Most recently, Gericke served as the Army’s longest-tenured senior strategist and chief of plans. With enterprise-wide authorities, he directly advised Army executives as he led its formal outreach to international military partners to fashion agreements that enhanced the readiness of the Army through better-value investment and effective basing of high-demand logistics and equipment footprints. Gericke built new structure models validated through scenario-driven experiments to maximize Army capabilities and operations. He refashioned planning and training methods to improve the Army’s counter-weapons of mass destruction readiness, wrote orders for Army-wide implementation, and regularly advised senior leaders on emerging trends affecting national defense, international affairs, and security policy. Gericke also led the Pentagon’s primary planning and force posture forums. He regularly consulted with senior US Department of Defense (DoD) civilian and military leaders across defense organizations to build DoD’s first worldwide plans that integrated the department’s crisis responses to cross-domain challenges posed by disruptive technologies and the rapid global transfer of information.

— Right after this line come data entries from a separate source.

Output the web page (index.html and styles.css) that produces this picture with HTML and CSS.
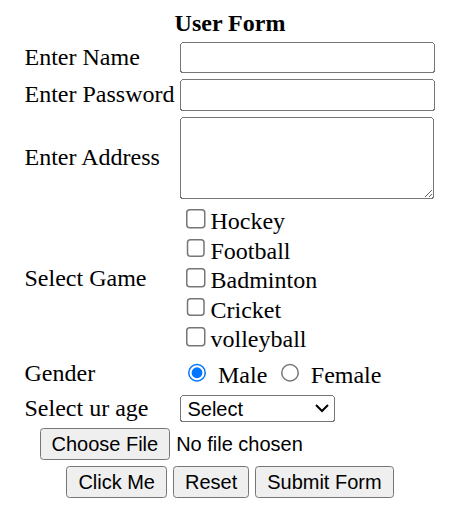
FILE: index.html
```html
<!DOCTYPE html>
<html>
<head>
<meta charset="utf-8">
<title>User Form</title>
<link rel="stylesheet" href="styles.css">
</head>
<body>
<form class="user-form">
<table class="form-table">
<caption class="form-title">User Form</caption>
<tr>
<td class="label">Enter Name</td>
<td><input type="text" class="field"></td>
</tr>
<tr>
<td class="label">Enter Password</td>
<td><input type="password" class="field"></td>
</tr>
<tr>
<td class="label">Enter Address</td>
<td><textarea class="area" rows="3"></textarea></td>
</tr>
<tr>
<td class="label">Select Game</td>
<td>
<input type="checkbox" class="check">Hockey<br>
<input type="checkbox" class="check">Football<br>
<input type="checkbox" class="check">Badminton<br>
<input type="checkbox" class="check">Cricket<br>
<input type="checkbox" class="check">volleyball
</td>
</tr>
<tr>
<td class="label">Gender</td>
<td class="gender"><input type="radio" name="g" class="radio" checked> Male <input type="radio" name="g" class="radio"> Female</td>
</tr>
<tr>
<td class="label">Select ur age</td>
<td><select class="age"><option>Select</option><option>18-25</option><option>26-40</option></select></td>
</tr>
<tr>
<td colspan="2" class="file-cell"><input type="file" class="file"></td>
</tr>
<tr>
<td colspan="2" class="actions"><button type="button" class="btn">Click Me</button> <input type="reset" class="btn" value="Reset"> <input type="submit" class="btn" value="Submit Form"></td>
</tr>
</table>
</form>
</body>
</html>
```
FILE: styles.css
```css
html {
  zoom: 1.5;
}
body {
  margin: 6.667px 8px 8px 10.667px;
  font-family: "Liberation Serif", "Times New Roman", serif;
  font-size: 16px;
  color: #000;
  background: #fff;
}
.user-form {
  margin: 0;
}
.form-table {
  margin: 0 auto;
  border-spacing: 2px;
}
.form-title {
  font-weight: bold;
}
.form-table td {
  padding: 1px;
}
.field {
  font-family: "Liberation Sans", Arial, sans-serif;
  font-size: 13.333px;
  width: 170px;
  box-sizing: border-box;
  height: 21px;
}
.area {
  font-family: "Liberation Mono", "Courier New", monospace;
  font-size: 13.333px;
  width: 169px;
  height: 55px;
  box-sizing: border-box;
  vertical-align: bottom;
}
.check {
  margin-top: 2.667px;
}
.age {
  font-family: "Liberation Sans", Arial, sans-serif;
  font-size: 13.333px;
  width: 103px;
  height: 18px;
}
.file,
.btn {
  font-family: "Liberation Sans", Arial, sans-serif;
  font-size: 13.333px;
}
.file-cell {
  padding-left: 11px !important;
}
.actions {
  text-align: center;
}
```
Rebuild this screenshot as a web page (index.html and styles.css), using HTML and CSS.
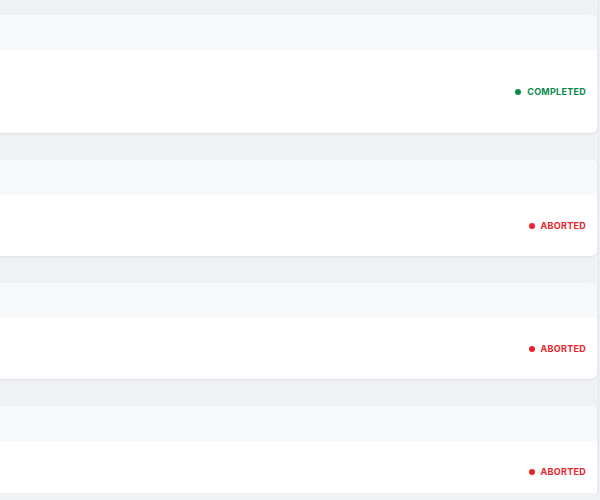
FILE: index.html
```html
<!DOCTYPE html>
<html lang="en">
<head>
<meta charset="utf-8">
<title>Runs</title>
<link rel="stylesheet" href="styles.css">
</head>
<body>
<div class="viewport">
  <div class="list">
    <div class="card">
      <div class="card-head"></div>
      <div class="card-body tall">
        <span class="status completed"><span class="dot"></span>COMPLETED</span>
      </div>
    </div>
    <div class="card">
      <div class="card-head"></div>
      <div class="card-body">
        <span class="status aborted"><span class="dot"></span>ABORTED</span>
      </div>
    </div>
    <div class="card">
      <div class="card-head"></div>
      <div class="card-body">
        <span class="status aborted"><span class="dot"></span>ABORTED</span>
      </div>
    </div>
    <div class="card">
      <div class="card-head"></div>
      <div class="card-body">
        <span class="status aborted"><span class="dot"></span>ABORTED</span>
      </div>
    </div>
  </div>
</div>
</body>
</html>
```
FILE: styles.css
```css
html, body {
  margin: 0;
  padding: 0;
  background: #f0f1f4;
  overflow: hidden;
  font-family: Inter, "Liberation Sans", sans-serif;
}
.viewport {
  width: 598px;
  height: 493px;
  overflow: hidden;
  border-right: 1px solid #e4e6ea;
}
.list {
  display: flex;
  flex-direction: column;
  gap: 27px;
  padding-top: 15px;
  margin-left: -20px;
  margin-right: 1px;
}
.card {
  background: #ffffff;
  border-radius: 6px;
  box-shadow: 0 1px 2px rgba(20, 30, 50, 0.08);
  overflow: hidden;
}
.card-head {
  height: 35px;
  background: #f7f8fa;
}
.card-body {
  height: 61px;
  display: flex;
  align-items: center;
  justify-content: flex-end;
  padding-right: 11px;
}
.card-body.tall {
  height: 83px;
}
.status {
  display: flex;
  align-items: center;
  gap: 6px;
  font-size: 9px;
  font-weight: 700;
  letter-spacing: 0.03em;
}
.dot {
  width: 6px;
  height: 6px;
  border-radius: 50%;
  background: currentColor;
}
.completed { color: #0b8a50; }
.aborted { color: #e8232b; }
```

In addition to his strategy and leadership experience, Gericke has served as a special assistant to multiple senior executives. An accomplished writer, Gericke published capstone Army documents and has written numerous professional essays, three college instructor resource manuals, two urban warfare anthologies, and a military biography. He holds a doctorate degree from Vanderbilt University and is a graduate of the National War College.